- MATERIAL PROVIDED

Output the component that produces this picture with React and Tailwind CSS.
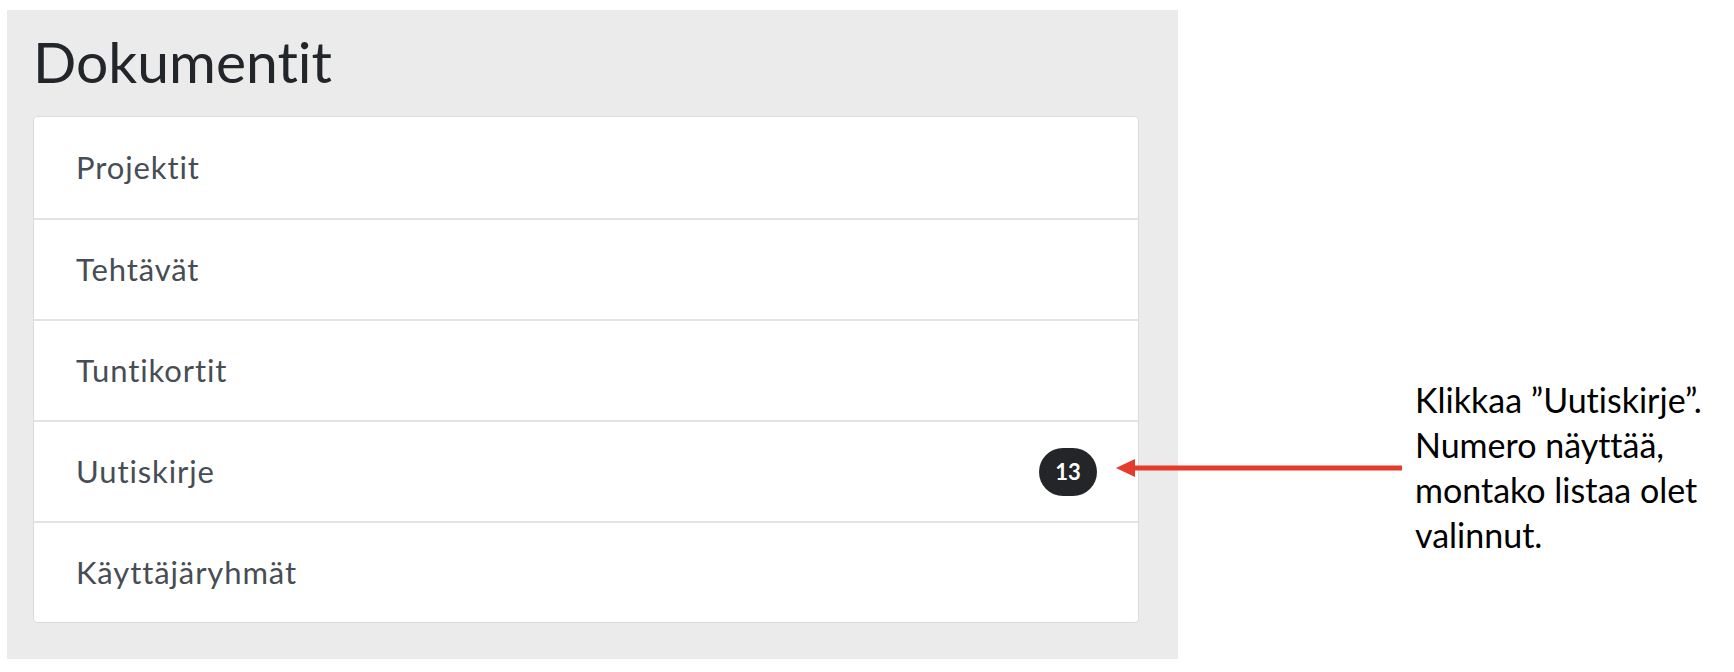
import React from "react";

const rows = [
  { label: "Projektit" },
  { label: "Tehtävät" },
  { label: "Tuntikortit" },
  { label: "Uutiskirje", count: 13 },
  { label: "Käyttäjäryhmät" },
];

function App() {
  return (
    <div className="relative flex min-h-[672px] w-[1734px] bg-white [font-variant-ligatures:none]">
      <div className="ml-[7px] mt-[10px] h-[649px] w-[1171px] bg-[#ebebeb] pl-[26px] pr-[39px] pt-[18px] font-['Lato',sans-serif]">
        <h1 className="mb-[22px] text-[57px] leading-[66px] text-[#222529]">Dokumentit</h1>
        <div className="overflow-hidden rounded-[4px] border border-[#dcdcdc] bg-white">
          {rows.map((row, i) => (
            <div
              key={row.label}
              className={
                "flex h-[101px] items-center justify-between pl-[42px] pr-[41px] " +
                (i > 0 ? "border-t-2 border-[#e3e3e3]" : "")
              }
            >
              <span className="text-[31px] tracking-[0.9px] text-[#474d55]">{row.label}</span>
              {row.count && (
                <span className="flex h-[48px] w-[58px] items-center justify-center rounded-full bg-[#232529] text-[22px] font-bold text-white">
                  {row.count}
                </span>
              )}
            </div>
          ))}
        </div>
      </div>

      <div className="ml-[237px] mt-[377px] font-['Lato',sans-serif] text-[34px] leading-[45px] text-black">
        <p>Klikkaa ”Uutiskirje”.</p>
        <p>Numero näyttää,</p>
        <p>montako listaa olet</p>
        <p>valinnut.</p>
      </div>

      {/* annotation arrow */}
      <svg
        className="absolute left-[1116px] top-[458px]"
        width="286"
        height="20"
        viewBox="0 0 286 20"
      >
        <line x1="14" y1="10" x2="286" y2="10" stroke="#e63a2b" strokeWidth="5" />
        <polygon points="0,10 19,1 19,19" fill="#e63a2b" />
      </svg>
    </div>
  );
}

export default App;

- TASK REQUIREMENTS
Without the images, write out each line of the data verbatim.

- EXERCISE OUTPUT
Output the component that produces this picture with React and Tailwind CSS.
import React from "react";

const rows = [
  { label: "Projektit" },
  { label: "Tehtävät" },
  { label: "Tuntikortit" },
  { label: "Uutiskirje", count: 13 },
  { label: "Käyttäjäryhmät" },
];

function App() {
  return (
    <div className="relative flex min-h-[672px] w-[1734px] bg-white [font-variant-ligatures:none]">
      <div className="ml-[7px] mt-[10px] h-[649px] w-[1171px] bg-[#ebebeb] pl-[26px] pr-[39px] pt-[18px] font-['Lato',sans-serif]">
        <h1 className="mb-[22px] text-[57px] leading-[66px] text-[#222529]">Dokumentit</h1>
        <div className="overflow-hidden rounded-[4px] border border-[#dcdcdc] bg-white">
          {rows.map((row, i) => (
            <div
              key={row.label}
              className={
                "flex h-[101px] items-center justify-between pl-[42px] pr-[41px] " +
                (i > 0 ? "border-t-2 border-[#e3e3e3]" : "")
              }
            >
              <span className="text-[31px] tracking-[0.9px] text-[#474d55]">{row.label}</span>
              {row.count && (
                <span className="flex h-[48px] w-[58px] items-center justify-center rounded-full bg-[#232529] text-[22px] font-bold text-white">
                  {row.count}
                </span>
              )}
            </div>
          ))}
        </div>
      </div>

      <div className="ml-[237px] mt-[377px] font-['Lato',sans-serif] text-[34px] leading-[45px] text-black">
        <p>Klikkaa ”Uutiskirje”.</p>
        <p>Numero näyttää,</p>
        <p>montako listaa olet</p>
        <p>valinnut.</p>
      </div>

      {/* annotation arrow */}
      <svg
        className="absolute left-[1116px] top-[458px]"
        width="286"
        height="20"
        viewBox="0 0 286 20"
      >
        <line x1="14" y1="10" x2="286" y2="10" stroke="#e63a2b" strokeWidth="5" />
        <polygon points="0,10 19,1 19,19" fill="#e63a2b" />
      </svg>
    </div>
  );
}

export default App;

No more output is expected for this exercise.